• [Directions for this task] Output the line that holds "Write the React", the line that holds "text-[14.5px] leading-[20px] text-[#3838d0]", and every line between them, exactly, but none of the pictures.

[Data items]
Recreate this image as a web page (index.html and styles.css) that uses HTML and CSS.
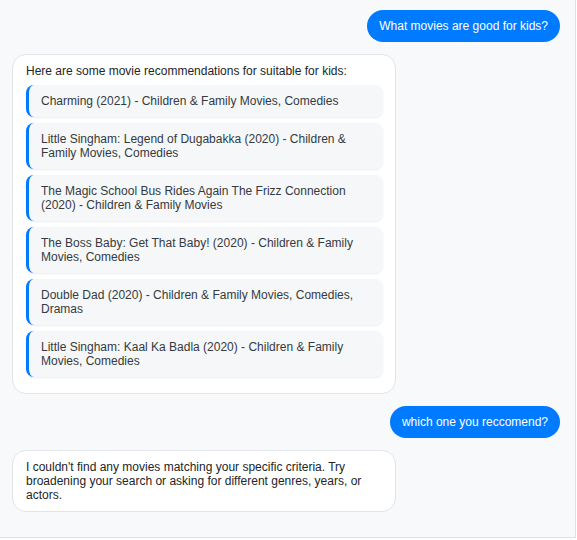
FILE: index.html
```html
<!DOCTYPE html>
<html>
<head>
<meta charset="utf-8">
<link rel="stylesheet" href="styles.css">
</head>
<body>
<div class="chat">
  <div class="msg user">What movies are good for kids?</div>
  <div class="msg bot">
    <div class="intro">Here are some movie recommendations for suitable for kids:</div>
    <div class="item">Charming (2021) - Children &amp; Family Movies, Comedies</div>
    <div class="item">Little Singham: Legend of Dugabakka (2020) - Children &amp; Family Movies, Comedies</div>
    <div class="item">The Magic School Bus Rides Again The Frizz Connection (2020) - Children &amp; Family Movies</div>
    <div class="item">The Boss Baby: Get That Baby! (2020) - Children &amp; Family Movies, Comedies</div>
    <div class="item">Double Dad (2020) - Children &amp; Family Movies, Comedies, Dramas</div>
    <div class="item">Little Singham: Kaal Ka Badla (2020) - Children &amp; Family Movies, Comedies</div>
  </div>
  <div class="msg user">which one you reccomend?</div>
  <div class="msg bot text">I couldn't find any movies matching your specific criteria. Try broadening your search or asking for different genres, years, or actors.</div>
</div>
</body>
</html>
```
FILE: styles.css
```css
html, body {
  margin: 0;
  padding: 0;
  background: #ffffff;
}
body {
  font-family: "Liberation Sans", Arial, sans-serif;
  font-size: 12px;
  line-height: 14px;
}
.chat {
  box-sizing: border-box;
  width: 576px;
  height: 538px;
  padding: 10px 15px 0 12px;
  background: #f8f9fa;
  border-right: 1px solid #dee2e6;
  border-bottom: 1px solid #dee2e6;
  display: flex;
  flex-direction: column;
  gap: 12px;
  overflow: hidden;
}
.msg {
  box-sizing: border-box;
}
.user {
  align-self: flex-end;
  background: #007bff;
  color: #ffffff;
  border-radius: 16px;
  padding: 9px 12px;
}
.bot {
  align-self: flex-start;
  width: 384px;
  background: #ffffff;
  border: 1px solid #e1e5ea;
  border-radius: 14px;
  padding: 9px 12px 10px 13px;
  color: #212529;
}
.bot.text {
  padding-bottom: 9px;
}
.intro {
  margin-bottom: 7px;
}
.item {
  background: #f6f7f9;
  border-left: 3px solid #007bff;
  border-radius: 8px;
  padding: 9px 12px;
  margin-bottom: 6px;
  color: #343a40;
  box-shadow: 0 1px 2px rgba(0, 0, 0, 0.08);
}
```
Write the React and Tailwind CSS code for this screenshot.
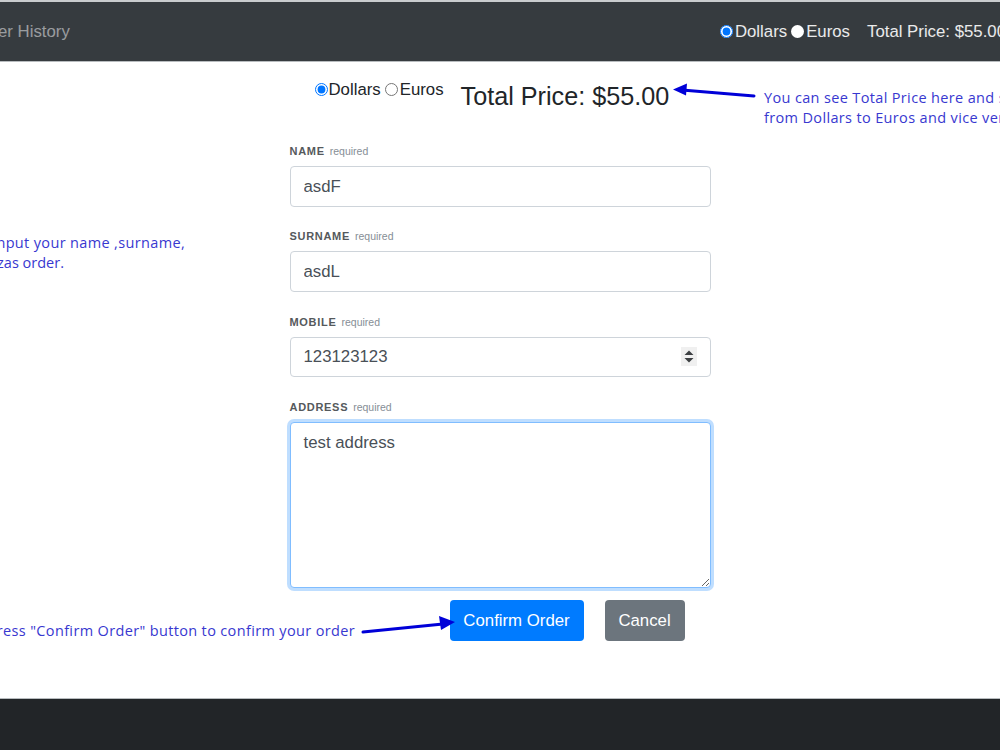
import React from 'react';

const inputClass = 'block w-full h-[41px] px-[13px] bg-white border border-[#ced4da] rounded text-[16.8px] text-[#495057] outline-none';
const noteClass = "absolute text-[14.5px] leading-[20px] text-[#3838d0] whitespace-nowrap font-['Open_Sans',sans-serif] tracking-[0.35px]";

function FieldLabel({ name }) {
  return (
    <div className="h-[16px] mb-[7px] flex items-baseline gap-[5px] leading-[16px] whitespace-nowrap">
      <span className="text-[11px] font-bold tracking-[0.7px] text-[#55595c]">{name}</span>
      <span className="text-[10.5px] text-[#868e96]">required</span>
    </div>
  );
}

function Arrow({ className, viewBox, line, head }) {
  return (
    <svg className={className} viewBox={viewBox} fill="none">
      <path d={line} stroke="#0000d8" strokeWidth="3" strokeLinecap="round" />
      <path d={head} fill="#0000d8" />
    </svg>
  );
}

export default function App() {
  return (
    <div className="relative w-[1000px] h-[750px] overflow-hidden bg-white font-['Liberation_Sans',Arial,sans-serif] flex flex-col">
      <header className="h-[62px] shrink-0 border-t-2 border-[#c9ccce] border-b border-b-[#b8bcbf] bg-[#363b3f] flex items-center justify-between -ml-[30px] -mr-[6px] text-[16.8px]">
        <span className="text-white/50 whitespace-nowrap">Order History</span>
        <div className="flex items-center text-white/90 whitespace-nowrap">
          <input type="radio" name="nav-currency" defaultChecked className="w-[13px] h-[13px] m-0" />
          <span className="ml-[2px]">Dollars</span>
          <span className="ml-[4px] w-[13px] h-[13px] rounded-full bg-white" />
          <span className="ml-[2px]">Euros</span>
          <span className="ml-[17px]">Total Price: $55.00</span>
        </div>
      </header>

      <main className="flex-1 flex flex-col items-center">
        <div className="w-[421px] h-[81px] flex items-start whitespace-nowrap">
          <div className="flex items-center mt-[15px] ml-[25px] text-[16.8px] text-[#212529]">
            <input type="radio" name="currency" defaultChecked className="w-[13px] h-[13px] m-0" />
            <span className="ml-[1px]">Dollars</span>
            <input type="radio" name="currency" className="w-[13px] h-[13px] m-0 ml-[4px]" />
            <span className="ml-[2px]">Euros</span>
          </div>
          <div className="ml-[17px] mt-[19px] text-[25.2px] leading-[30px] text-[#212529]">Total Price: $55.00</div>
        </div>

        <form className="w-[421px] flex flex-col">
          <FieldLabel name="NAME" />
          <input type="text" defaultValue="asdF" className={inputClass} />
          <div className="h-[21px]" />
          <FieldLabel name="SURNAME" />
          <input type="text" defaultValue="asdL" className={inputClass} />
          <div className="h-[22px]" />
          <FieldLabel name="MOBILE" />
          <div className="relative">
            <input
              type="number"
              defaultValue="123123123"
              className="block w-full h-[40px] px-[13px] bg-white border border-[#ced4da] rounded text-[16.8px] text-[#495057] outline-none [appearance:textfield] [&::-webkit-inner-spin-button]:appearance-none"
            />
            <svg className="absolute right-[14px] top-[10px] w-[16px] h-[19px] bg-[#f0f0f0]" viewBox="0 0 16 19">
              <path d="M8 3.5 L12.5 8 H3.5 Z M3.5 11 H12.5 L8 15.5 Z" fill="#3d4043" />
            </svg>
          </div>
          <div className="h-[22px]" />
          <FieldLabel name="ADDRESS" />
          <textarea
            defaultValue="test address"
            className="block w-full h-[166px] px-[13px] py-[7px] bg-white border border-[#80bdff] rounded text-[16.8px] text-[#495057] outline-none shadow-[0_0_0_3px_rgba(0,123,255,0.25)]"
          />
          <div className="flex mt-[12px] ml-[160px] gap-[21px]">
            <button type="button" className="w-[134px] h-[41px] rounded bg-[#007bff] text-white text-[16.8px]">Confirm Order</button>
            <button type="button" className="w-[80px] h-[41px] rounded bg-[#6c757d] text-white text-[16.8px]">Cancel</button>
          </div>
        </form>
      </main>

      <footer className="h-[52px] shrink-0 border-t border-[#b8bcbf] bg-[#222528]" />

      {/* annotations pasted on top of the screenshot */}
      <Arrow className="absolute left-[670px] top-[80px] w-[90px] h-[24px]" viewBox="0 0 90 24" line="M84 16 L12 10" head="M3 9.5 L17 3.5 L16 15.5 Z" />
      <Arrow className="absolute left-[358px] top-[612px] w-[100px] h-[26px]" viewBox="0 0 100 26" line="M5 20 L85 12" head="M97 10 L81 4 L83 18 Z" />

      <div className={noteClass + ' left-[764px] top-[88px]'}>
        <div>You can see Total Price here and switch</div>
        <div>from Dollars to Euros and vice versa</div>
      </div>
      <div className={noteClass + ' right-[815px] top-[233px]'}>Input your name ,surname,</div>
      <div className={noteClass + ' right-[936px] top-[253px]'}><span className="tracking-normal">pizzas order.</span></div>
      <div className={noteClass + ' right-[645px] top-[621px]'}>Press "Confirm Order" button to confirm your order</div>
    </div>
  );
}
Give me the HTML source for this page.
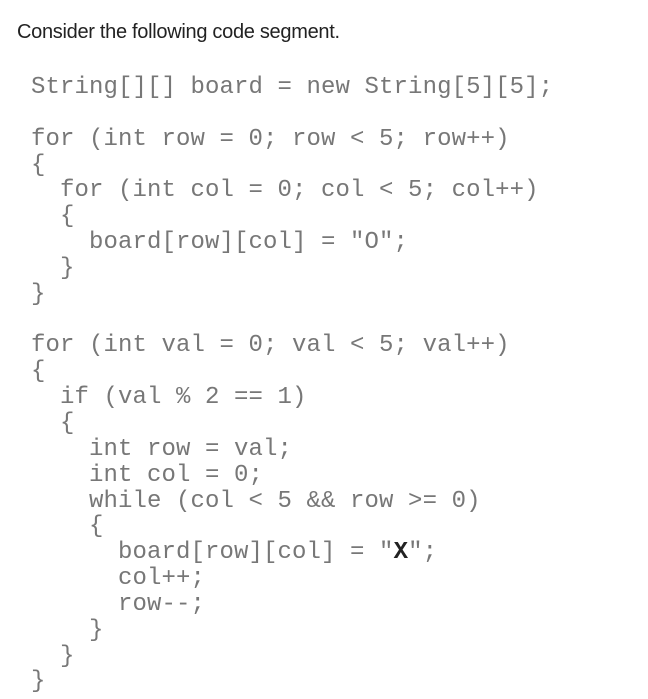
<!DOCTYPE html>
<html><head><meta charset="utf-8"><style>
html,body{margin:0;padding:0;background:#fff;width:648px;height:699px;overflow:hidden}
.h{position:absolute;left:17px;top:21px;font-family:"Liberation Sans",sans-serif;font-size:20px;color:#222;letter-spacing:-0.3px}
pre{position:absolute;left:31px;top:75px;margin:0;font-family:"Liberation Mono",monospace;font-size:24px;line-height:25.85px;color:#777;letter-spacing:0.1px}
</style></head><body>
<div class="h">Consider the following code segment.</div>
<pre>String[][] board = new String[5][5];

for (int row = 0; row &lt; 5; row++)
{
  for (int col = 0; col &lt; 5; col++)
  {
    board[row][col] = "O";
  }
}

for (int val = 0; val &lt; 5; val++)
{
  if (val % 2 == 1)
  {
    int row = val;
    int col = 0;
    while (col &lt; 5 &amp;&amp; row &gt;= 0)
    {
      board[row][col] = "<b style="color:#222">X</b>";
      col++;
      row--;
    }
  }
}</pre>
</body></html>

• [Solution for this task]
Write the React and Tailwind CSS code for this screenshot.
import React from 'react';

const inputClass = 'block w-full h-[41px] px-[13px] bg-white border border-[#ced4da] rounded text-[16.8px] text-[#495057] outline-none';
const noteClass = "absolute text-[14.5px] leading-[20px] text-[#3838d0] whitespace-nowrap font-['Open_Sans',sans-serif] tracking-[0.35px]";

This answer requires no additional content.